══ Given material ══

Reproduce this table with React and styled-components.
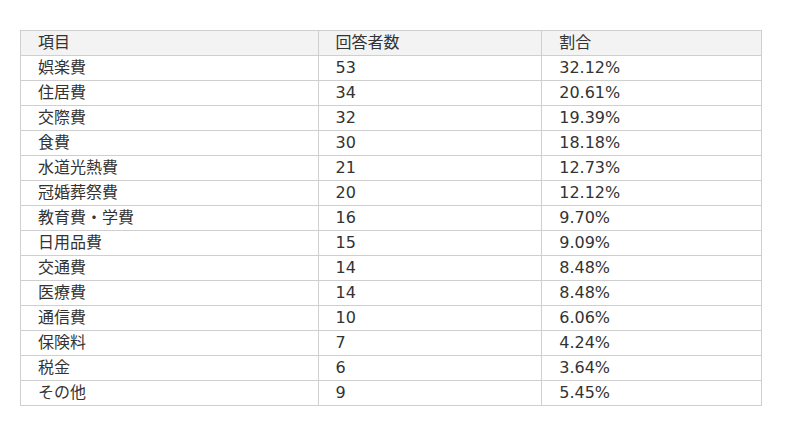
import React from "react";
import styled, { createGlobalStyle } from "styled-components";

const Global = createGlobalStyle`
  html, body { margin: 0; padding: 0; background: #fff; }
  body { font-family: "DejaVu Sans", "Noto Sans CJK JP", sans-serif; }
`;

const Page = styled.div`
  padding: 30px 0 0 20px;
`;

const Table = styled.table`
  width: 742px;
  border-collapse: collapse;
  font-size: 16px;
  color: #333;
  font-family: "DejaVu Sans", "Noto Sans CJK JP", sans-serif;
`;

const Th = styled.th`
  background: #f3f3f3;
  font-weight: normal;
  text-align: left;
  border: 1px solid #cfcfcf;
  height: 24px;
  padding: 0 0 0 17px;
  line-height: 24px;
  width: ${(p) => p.$w};
  box-sizing: border-box;
`;

const Td = styled.td`
  border: 1px solid #cfcfcf;
  height: 24px;
  padding: 0 0 0 17px;
  line-height: 24px;
  box-sizing: border-box;
`;

const rows = [
  ["娯楽費", "53", "32.12%"],
  ["住居費", "34", "20.61%"],
  ["交際費", "32", "19.39%"],
  ["食費", "30", "18.18%"],
  ["水道光熱費", "21", "12.73%"],
  ["冠婚葬祭費", "20", "12.12%"],
  ["教育費・学費", "16", "9.70%"],
  ["日用品費", "15", "9.09%"],
  ["交通費", "14", "8.48%"],
  ["医療費", "14", "8.48%"],
  ["通信費", "10", "6.06%"],
  ["保険料", "7", "4.24%"],
  ["税金", "6", "3.64%"],
  ["その他", "9", "5.45%"],
];

export default function App() {
  return (
    <Page>
      <Global />
      <Table>
        <thead>
          <tr>
            <Th $w="298px">項目</Th>
            <Th $w="224px">回答者数</Th>
            <Th $w="220px">割合</Th>
          </tr>
        </thead>
        <tbody>
          {rows.map((r) => (
            <tr key={r[0]}>
              <Td>{r[0]}</Td>
              <Td>{r[1]}</Td>
              <Td>{r[2]}</Td>
            </tr>
          ))}
        </tbody>
      </Table>
    </Page>
  );
}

═══

Quote each line of the listing exactly, but leave the pictures out.

Reproduce this table with React and styled-components.
import React from "react";
import styled, { createGlobalStyle } from "styled-components";

const Global = createGlobalStyle`
  html, body { margin: 0; padding: 0; background: #fff; }
  body { font-family: "DejaVu Sans", "Noto Sans CJK JP", sans-serif; }
`;

const Page = styled.div`
  padding: 30px 0 0 20px;
`;

const Table = styled.table`
  width: 742px;
  border-collapse: collapse;
  font-size: 16px;
  color: #333;
  font-family: "DejaVu Sans", "Noto Sans CJK JP", sans-serif;
`;

const Th = styled.th`
  background: #f3f3f3;
  font-weight: normal;
  text-align: left;
  border: 1px solid #cfcfcf;
  height: 24px;
  padding: 0 0 0 17px;
  line-height: 24px;
  width: ${(p) => p.$w};
  box-sizing: border-box;
`;

const Td = styled.td`
  border: 1px solid #cfcfcf;
  height: 24px;
  padding: 0 0 0 17px;
  line-height: 24px;
  box-sizing: border-box;
`;

const rows = [
  ["娯楽費", "53", "32.12%"],
  ["住居費", "34", "20.61%"],
  ["交際費", "32", "19.39%"],
  ["食費", "30", "18.18%"],
  ["水道光熱費", "21", "12.73%"],
  ["冠婚葬祭費", "20", "12.12%"],
  ["教育費・学費", "16", "9.70%"],
  ["日用品費", "15", "9.09%"],
  ["交通費", "14", "8.48%"],
  ["医療費", "14", "8.48%"],
  ["通信費", "10", "6.06%"],
  ["保険料", "7", "4.24%"],
  ["税金", "6", "3.64%"],
  ["その他", "9", "5.45%"],
];

export default function App() {
  return (
    <Page>
      <Global />
      <Table>
        <thead>
          <tr>
            <Th $w="298px">項目</Th>
            <Th $w="224px">回答者数</Th>
            <Th $w="220px">割合</Th>
          </tr>
        </thead>
        <tbody>
          {rows.map((r) => (
            <tr key={r[0]}>
              <Td>{r[0]}</Td>
              <Td>{r[1]}</Td>
              <Td>{r[2]}</Td>
            </tr>
          ))}
        </tbody>
      </Table>
    </Page>
  );
}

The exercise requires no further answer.